TASK MATERIAL »
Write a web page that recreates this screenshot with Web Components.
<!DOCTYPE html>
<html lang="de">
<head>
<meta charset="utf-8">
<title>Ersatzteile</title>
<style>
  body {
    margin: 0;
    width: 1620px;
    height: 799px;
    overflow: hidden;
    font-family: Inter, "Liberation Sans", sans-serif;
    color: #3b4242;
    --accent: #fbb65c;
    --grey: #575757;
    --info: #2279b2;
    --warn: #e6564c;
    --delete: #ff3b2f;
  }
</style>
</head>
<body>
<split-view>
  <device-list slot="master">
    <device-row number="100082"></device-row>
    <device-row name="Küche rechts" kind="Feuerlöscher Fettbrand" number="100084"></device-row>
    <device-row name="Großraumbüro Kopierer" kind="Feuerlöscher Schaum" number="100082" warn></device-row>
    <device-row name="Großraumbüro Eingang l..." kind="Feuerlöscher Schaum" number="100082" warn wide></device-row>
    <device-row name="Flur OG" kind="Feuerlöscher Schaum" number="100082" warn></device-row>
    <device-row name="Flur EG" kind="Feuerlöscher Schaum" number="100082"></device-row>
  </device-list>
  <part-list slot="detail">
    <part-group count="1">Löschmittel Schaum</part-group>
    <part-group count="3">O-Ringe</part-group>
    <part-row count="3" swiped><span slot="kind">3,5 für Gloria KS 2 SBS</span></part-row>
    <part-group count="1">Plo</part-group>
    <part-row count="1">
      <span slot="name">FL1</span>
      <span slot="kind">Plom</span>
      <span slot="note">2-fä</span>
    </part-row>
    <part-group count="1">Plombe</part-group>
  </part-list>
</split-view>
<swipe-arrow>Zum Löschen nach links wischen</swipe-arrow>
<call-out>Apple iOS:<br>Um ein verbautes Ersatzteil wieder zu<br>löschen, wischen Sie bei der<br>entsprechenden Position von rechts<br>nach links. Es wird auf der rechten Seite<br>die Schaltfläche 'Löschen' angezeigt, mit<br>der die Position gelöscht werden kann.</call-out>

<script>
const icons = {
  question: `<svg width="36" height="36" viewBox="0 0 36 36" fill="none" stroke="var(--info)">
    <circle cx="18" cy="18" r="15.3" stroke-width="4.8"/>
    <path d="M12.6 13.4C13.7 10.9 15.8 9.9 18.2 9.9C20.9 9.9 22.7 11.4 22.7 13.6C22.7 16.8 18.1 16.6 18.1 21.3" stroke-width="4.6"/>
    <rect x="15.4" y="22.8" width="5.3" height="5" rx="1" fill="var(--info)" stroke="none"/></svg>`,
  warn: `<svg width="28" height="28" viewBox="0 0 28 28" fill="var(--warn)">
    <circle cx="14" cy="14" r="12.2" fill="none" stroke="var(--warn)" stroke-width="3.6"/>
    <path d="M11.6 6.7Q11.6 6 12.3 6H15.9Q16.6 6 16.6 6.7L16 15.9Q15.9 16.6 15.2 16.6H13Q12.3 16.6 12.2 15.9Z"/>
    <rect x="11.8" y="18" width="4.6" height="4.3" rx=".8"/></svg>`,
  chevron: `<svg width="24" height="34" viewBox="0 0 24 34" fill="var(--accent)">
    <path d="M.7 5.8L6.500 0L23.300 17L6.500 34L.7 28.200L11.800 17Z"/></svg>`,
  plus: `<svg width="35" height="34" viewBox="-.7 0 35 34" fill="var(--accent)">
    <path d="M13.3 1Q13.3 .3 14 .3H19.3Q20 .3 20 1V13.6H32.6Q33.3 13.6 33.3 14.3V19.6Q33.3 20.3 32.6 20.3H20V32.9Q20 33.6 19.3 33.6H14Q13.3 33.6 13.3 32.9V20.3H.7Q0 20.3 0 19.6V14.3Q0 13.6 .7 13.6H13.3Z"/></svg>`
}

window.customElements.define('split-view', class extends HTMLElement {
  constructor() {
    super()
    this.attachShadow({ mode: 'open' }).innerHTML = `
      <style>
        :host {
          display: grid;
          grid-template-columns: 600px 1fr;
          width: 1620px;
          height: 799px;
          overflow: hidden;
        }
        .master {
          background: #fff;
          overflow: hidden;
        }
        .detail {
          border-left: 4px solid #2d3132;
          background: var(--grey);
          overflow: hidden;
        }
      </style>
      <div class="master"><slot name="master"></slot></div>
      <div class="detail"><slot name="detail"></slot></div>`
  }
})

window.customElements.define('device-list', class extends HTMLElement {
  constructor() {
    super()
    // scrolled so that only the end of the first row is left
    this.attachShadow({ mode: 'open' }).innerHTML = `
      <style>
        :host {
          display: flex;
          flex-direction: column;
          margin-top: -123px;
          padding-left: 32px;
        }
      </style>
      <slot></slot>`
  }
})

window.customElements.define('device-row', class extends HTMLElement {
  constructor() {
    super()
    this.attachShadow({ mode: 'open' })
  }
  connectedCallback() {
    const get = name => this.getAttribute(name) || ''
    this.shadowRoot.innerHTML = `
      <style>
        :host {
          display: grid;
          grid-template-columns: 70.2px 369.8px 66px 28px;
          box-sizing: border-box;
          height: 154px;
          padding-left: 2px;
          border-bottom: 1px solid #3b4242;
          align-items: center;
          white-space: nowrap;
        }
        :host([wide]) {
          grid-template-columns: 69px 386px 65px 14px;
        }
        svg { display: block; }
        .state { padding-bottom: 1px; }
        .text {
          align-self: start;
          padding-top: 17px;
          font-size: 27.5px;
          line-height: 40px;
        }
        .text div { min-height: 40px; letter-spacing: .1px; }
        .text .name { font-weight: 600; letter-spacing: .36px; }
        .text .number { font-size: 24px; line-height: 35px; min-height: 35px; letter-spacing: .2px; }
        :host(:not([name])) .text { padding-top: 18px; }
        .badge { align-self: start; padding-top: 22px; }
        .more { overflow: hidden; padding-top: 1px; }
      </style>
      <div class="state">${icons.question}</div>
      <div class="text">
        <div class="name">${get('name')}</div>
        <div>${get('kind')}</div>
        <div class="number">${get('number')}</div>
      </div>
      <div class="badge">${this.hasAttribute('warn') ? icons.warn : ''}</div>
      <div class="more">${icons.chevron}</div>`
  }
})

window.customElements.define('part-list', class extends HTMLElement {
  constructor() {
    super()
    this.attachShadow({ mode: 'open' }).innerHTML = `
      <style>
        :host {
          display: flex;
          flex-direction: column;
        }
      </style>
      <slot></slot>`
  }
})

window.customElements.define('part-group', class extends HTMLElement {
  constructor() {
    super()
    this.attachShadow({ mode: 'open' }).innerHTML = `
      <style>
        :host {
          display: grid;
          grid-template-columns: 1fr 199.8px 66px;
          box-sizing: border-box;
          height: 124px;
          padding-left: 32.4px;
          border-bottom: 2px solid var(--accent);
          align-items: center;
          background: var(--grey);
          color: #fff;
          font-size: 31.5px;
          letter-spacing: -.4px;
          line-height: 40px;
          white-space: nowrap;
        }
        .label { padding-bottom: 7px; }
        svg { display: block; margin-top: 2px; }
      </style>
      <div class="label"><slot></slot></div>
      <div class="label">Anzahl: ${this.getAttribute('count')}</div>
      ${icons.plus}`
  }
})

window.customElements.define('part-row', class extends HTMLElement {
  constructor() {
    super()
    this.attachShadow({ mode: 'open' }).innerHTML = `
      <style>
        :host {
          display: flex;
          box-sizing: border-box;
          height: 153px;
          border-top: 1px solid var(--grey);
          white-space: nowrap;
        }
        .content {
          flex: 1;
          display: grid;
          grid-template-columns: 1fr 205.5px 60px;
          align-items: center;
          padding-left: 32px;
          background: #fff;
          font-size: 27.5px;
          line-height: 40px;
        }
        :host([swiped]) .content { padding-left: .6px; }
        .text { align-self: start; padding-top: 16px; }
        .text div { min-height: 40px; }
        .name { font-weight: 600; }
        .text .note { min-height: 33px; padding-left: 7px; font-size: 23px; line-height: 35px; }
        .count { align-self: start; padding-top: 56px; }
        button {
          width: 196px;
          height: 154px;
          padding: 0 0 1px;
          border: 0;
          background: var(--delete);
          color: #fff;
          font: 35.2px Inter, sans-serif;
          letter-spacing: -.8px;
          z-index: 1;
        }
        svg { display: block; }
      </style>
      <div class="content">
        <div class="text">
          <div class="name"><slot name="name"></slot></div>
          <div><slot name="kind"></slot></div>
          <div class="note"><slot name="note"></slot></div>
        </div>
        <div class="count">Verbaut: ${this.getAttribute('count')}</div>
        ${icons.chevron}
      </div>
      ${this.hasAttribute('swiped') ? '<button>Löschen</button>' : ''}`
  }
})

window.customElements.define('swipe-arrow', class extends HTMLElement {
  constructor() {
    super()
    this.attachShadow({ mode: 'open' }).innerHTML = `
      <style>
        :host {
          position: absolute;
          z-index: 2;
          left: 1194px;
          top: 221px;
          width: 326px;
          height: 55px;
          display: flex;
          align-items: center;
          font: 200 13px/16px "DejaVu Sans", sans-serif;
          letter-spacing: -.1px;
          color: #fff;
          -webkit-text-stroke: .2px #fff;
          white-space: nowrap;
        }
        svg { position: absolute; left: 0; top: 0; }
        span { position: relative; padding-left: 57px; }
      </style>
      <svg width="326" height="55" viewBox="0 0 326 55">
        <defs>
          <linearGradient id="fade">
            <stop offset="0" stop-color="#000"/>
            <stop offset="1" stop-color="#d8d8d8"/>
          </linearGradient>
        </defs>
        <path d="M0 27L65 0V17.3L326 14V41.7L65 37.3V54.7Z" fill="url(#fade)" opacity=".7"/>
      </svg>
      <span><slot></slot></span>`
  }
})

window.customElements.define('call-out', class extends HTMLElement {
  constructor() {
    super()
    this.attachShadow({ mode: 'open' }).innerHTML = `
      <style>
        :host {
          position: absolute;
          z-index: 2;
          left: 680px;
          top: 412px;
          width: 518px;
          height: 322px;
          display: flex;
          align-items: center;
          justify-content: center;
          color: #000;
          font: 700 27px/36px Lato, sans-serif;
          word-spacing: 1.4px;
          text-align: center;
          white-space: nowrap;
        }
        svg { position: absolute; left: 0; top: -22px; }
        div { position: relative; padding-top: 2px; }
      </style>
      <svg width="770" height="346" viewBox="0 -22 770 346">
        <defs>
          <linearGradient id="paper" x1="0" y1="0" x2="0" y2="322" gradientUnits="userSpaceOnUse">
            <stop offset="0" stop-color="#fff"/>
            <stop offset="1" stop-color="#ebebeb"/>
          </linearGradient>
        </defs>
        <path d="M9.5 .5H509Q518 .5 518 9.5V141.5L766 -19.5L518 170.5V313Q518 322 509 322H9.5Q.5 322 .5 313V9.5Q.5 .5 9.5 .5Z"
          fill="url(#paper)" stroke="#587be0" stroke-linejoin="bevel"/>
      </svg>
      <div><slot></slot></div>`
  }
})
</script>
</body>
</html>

...

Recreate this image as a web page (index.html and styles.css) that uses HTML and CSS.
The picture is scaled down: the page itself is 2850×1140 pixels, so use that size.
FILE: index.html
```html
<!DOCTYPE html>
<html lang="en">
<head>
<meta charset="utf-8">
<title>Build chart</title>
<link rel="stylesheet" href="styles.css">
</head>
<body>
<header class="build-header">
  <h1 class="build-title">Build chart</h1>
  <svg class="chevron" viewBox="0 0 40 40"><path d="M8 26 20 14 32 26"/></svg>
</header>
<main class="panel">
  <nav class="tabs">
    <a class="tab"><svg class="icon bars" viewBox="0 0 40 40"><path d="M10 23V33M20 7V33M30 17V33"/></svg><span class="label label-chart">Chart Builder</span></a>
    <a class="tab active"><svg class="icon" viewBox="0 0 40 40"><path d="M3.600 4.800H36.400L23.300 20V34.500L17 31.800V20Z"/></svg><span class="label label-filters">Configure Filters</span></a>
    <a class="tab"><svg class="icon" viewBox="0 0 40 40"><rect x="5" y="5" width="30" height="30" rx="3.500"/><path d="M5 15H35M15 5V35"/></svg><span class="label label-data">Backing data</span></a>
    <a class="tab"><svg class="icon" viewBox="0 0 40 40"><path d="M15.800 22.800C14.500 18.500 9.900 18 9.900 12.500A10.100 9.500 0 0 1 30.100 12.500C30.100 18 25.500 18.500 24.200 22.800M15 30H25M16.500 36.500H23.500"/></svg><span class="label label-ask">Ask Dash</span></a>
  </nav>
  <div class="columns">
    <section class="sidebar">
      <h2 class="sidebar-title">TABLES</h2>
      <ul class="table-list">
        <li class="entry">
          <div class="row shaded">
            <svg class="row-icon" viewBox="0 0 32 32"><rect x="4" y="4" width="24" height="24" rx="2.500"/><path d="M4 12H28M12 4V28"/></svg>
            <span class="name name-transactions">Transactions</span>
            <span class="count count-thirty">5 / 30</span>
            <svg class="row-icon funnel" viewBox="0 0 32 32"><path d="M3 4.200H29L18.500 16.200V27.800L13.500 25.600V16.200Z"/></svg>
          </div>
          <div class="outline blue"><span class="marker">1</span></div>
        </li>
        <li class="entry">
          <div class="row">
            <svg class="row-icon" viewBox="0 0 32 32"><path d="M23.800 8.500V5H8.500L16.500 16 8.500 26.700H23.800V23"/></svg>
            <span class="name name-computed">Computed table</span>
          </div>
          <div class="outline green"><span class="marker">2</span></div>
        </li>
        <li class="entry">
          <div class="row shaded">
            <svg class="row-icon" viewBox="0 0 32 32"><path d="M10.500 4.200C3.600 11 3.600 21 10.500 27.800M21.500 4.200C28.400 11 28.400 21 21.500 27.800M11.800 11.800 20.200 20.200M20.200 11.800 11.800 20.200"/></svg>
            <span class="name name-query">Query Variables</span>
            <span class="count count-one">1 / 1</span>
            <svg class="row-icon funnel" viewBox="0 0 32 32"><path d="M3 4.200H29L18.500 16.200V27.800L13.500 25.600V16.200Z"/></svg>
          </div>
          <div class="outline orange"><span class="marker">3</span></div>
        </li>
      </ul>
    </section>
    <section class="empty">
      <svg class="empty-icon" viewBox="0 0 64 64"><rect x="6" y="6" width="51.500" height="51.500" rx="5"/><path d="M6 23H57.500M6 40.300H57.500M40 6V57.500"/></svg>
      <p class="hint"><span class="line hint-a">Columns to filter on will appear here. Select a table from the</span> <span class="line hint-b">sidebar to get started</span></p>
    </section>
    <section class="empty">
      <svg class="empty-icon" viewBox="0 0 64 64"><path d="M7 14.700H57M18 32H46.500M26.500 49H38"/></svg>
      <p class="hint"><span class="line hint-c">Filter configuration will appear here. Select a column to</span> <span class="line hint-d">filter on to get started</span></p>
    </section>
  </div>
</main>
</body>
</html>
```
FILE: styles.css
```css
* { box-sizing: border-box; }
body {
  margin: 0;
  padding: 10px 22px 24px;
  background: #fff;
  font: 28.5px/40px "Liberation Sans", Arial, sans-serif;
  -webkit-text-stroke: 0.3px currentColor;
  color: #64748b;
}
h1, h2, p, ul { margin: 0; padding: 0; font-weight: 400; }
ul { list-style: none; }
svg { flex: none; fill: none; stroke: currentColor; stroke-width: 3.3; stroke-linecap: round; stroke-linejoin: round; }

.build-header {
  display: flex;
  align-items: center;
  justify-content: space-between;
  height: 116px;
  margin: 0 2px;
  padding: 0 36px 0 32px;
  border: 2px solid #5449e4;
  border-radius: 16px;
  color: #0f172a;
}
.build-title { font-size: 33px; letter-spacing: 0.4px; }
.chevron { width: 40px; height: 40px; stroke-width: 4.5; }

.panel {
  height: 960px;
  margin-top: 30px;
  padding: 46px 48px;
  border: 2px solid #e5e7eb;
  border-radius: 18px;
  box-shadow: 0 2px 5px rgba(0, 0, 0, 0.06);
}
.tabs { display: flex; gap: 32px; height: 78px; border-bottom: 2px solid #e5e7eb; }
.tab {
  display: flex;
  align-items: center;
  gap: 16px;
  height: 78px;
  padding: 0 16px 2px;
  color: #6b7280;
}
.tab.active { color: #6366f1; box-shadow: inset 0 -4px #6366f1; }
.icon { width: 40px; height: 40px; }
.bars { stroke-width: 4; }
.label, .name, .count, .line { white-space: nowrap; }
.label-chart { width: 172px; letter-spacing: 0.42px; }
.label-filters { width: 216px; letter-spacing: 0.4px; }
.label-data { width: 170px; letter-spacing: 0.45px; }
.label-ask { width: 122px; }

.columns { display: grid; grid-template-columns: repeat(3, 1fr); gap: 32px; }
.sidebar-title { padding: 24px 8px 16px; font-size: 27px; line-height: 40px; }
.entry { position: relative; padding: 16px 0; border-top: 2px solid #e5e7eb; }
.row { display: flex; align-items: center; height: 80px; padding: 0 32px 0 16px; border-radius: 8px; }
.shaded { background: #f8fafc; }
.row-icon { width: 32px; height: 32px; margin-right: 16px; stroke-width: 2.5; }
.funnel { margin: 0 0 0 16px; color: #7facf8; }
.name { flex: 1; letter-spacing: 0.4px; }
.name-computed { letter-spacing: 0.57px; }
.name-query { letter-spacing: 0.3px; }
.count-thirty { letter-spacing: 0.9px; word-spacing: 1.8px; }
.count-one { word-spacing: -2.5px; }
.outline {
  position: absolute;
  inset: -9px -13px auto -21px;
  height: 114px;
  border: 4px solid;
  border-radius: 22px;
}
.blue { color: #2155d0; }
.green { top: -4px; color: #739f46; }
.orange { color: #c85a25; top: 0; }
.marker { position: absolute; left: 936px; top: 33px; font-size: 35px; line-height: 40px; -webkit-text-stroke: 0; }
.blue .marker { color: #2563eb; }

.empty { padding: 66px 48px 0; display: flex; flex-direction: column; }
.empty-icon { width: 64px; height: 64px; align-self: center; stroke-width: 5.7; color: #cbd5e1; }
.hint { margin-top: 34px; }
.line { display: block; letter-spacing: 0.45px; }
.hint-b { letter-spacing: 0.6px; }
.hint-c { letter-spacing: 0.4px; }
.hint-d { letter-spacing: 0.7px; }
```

TASK REQUIREMENTS »
Say only how many lines in the records carry the word "index".

COMPLETE RESPONSE »
5